Ambas cosas, fabricación y construcción, llevan aparejadas muchas horas de trabajo. Y se fabrican y construyen merenderos para llevar a los amiguetes a asar chuletas, casetas para el perro, grandes mansiones horteras, catedrales góticas, museos de la evolución y muchas otras cosas. Todas estas cosas son más útiles (incluso algunas más útiles que otras, para qué engañarnos), pero tienen diferentes grados de construcción. … Y, entre ellas, también, alguna vez, salta la chispa de la creación. La palabra crear suena a algo divino, y creo que en el fondo se merece el adjetivo, aunque se fundamente en el sudor conjugado con el talento. Y me quedo con la expresión «best seller vertical» (creo que aplicada por Carlos Bousoño a la poesía): me fío del criterio de los siglos, que ha aupado a escritores olvidados y ha envilecido a juntadores de letras muy famosos en su tiempo (lo cual no quiere decir que el destilar del tiempo no origine también sus obligadas injusticias). Y creo que Cervantes, Proust, Stendhal, Galdós, Lorca, Góngora, Valle, Dostoievsky, Homero, Dumas (sí, lo voy a poner: así se podrán criticar con más facilidad mis argumentos), Conrad, Dickens, Kafka, Stevenson, Rilke, etcétera, etcétera, etcétera, de fabricantes no tenían ni un dedo. Construían para crear. O creaban para construir. Y me gusta habitar bajo su mismo cielo.
Yo, para pasar la noche, puedo dormir en la caseta del perro o en el merendero de un amigo. Para vivir, me conformo con casi cualquier cosa. Para soñar, prefiero la quintaesencia de lo divino. ¿Elitista? No, exigente.
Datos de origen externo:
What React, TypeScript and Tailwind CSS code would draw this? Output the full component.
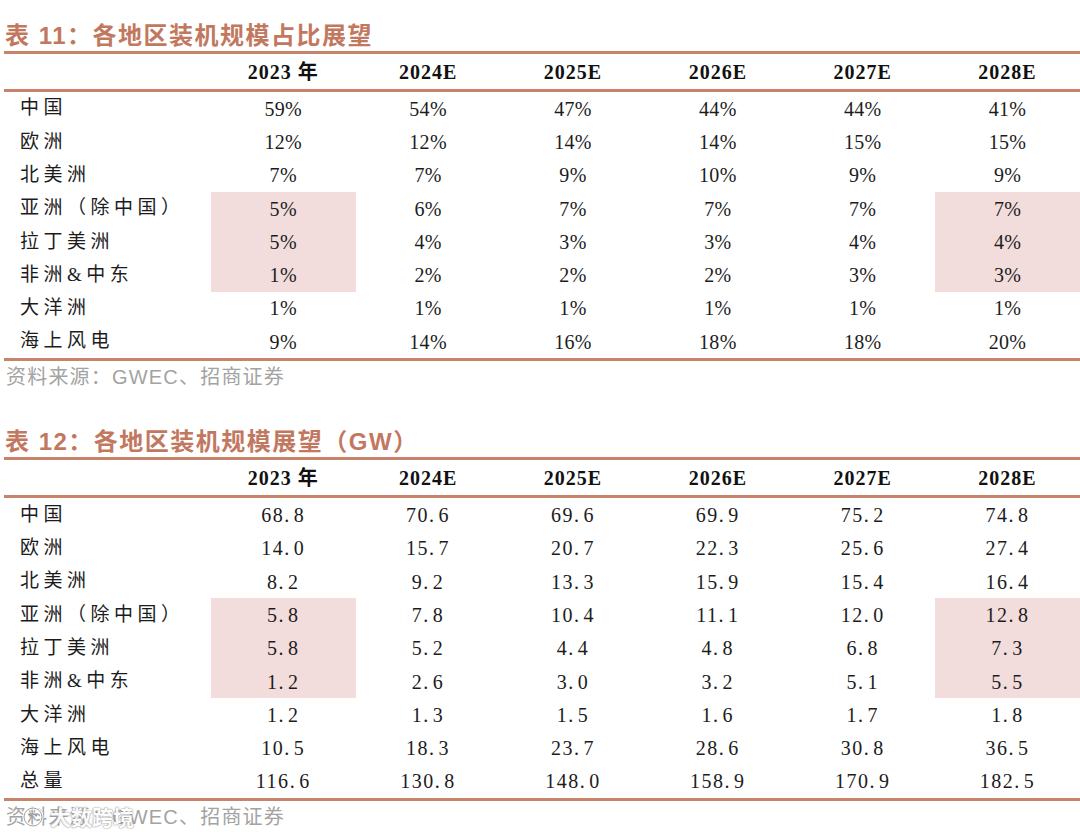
import React from "react";

const cols = ["2023 年", "2024E", "2025E", "2026E", "2027E", "2028E"];

const t1: [string, string[]][] = [
  ["中国", ["59%", "54%", "47%", "44%", "44%", "41%"]],
  ["欧洲", ["12%", "12%", "14%", "14%", "15%", "15%"]],
  ["北美洲", ["7%", "7%", "9%", "10%", "9%", "9%"]],
  ["亚洲（除中国）", ["5%", "6%", "7%", "7%", "7%", "7%"]],
  ["拉丁美洲", ["5%", "4%", "3%", "3%", "4%", "4%"]],
  ["非洲&中东", ["1%", "2%", "2%", "2%", "3%", "3%"]],
  ["大洋洲", ["1%", "1%", "1%", "1%", "1%", "1%"]],
  ["海上风电", ["9%", "14%", "16%", "18%", "18%", "20%"]],
];

const t2: [string, string[]][] = [
  ["中国", ["68.8", "70.6", "69.6", "69.9", "75.2", "74.8"]],
  ["欧洲", ["14.0", "15.7", "20.7", "22.3", "25.6", "27.4"]],
  ["北美洲", ["8.2", "9.2", "13.3", "15.9", "15.4", "16.4"]],
  ["亚洲（除中国）", ["5.8", "7.8", "10.4", "11.1", "12.0", "12.8"]],
  ["拉丁美洲", ["5.8", "5.2", "4.4", "4.8", "6.8", "7.3"]],
  ["非洲&中东", ["1.2", "2.6", "3.0", "3.2", "5.1", "5.5"]],
  ["大洋洲", ["1.2", "1.3", "1.5", "1.6", "1.7", "1.8"]],
  ["海上风电", ["10.5", "18.3", "23.7", "28.6", "30.8", "36.5"]],
  ["总量", ["116.6", "130.8", "148.0", "158.9", "170.9", "182.5"]],
];

const serif = "font-['Liberation_Serif','Noto_Sans_CJK_SC',serif]";

function Num({ v }: { v: string }) {
  const i = v.indexOf(".");
  if (i < 0) return <span className="tracking-[0.3px]">{v}</span>;
  return (
    <span className="tracking-[1.5px]">
      {v.slice(0, i)}
      <span className="mr-[3px]">.</span>
      {v.slice(i + 1)}
    </span>
  );
}

function Line() {
  return <div className="h-[3px] bg-[#c8836b]" />;
}

function Table({
  title,
  rows,
}: {
  title: React.ReactNode;
  rows: [string, string[]][];
}) {
  return (
    <div>
      <div className="h-[31px] flex items-center pl-[5px] text-[24px] font-bold leading-none text-[#c2785f] font-['Liberation_Sans','Noto_Sans_CJK_SC',sans-serif] tracking-[1.5px]">
        {title}
      </div>
      <div className="ml-[4px] w-[1076px]">
        <Line />
        <div className={`flex h-[35px] items-center text-[20px] font-bold text-[#111] ${serif}`}>
          <div className="w-[207px]" />
          {cols.map((c) => (
            <div key={c} className="w-[145px] text-center tracking-[1px] pt-[1px]">
              {c}
            </div>
          ))}
        </div>
        <Line />
        <div>
          {rows.map(([label, vals], ri) => (
            <div key={label} className="flex h-[33.3px] items-center text-[#1c1c1c]">
              <div className="w-[207px] h-full flex items-center pl-[16px] text-[19px] tracking-[4.5px] font-['Liberation_Serif','Noto_Sans_CJK_SC',serif]">
                {label}
              </div>
              {vals.map((v, ci) => {
                const shaded = ri >= 3 && ri <= 5 && (ci === 0 || ci === 5);
                return (
                  <div
                    key={ci}
                    className={`w-[145px] h-full flex items-center justify-center text-[20px] ${serif} ${
                      shaded ? "bg-[#f2dcdc]" : ""
                    }`}
                  >
                    <Num v={v} />
                  </div>
                );
              })}
            </div>
          ))}
        </div>
        <Line />
      </div>
    </div>
  );
}

function Source() {
  return (
    <div className="h-[31px] flex items-center pl-[6px] text-[20px] text-[#a3a3a3] font-['Liberation_Sans','Noto_Sans_CJK_SC',sans-serif] tracking-[1.2px]">
      资料来源：GWEC、招商证券
    </div>
  );
}

export default function App() {
  return (
    <div className="relative w-[1080px] h-[839px] bg-white overflow-hidden">
      <div className="pt-[20px]">
        <Table title={<span>表 11：各地区装机规模占比展望</span>} rows={t1} />
        <Source />
        <div className="h-[34px]" />
        <Table title={<span>表 12：各地区装机规模展望（GW）</span>} rows={t2} />
        <Source />
      </div>
      <div className="absolute left-[22px] top-[801px] flex items-center gap-[4px] text-[21px] font-bold text-white font-['Noto_Sans_CJK_SC',sans-serif] [text-shadow:0_0_2px_#8a8a8a,0_0_1px_#8a8a8a] opacity-90">
        <svg width="22" height="22" viewBox="0 0 22 22" className="mr-[2px]">
          <circle cx="11" cy="11" r="9" fill="none" stroke="#fff" strokeWidth="3" />
          <circle cx="11" cy="11" r="9" fill="none" stroke="#9a9a9a" strokeWidth="1" />
          <circle cx="8" cy="9" r="1.5" fill="#9a9a9a" />
          <circle cx="14" cy="9" r="1.5" fill="#9a9a9a" />
        </svg>
        <span>大数跨境</span>
      </div>
    </div>
  );
}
(La foto es de Arkadyevna)
Me gusta eso de la lectura en capas. A mí, que soy un superficial, me gusta que me aporten complejidad las cosas que me circundan y los libros que leo. Y lo de las recomendaciones personales es una maravilla (un día lo voy a tratar en la serie sobre la lectura). Y lo que hemos comentado otras veces, Mafaldia (y manzacosas), el paseo por el laberinto de la biblioteca: perdernos para encontrarnos.
Normalmente los best sellers me suelen producir repulsa y cuando me leo alguno lo hago ya condicionada por un espíritu crítico negativo que me conduce a ser más exigente que con el resto de los libros y por ello terminan siendo fusilados por mi entendimiento, antes de leer me guío por lo que conozco del autor, si en general me gusta adelante pero como me caiga gordo por algo…, no me vale para nada el gusto de las masas, si las recomendaciones personales.
Hola. Estoy totalmente de acuerdo con lo que indicas sobre Umberto Eco y el Nombre de la Rosa. Es mi libro preferido, una maravilla en cuanto a descripciones, tramas, retratos de personajes y situaciones. Y agradecí infinito entender los párrafos en latín, sin cuyo entendimiento no cabe habalr de esa maravilla. Un saludo. Manzacosas
No puedo estar más de acuerdo contigo, Raúl. En efecto, la diferencia está en cuántas capas de lectura tiene un texto. La literatura que hace avanzar el mundo permite varias.
La que nace para ganar dinero busca la mera lectura del entretenimiento. Está bien, pero se me acaba pronto. Y yo pido más a un texto. Hay mucha gente que no y por eso siempre les dará igual estar leyendo el mismo libro con diferente título toda su vida.
Sobre esto hablaré en unos días aplicándolo a un texto concreto.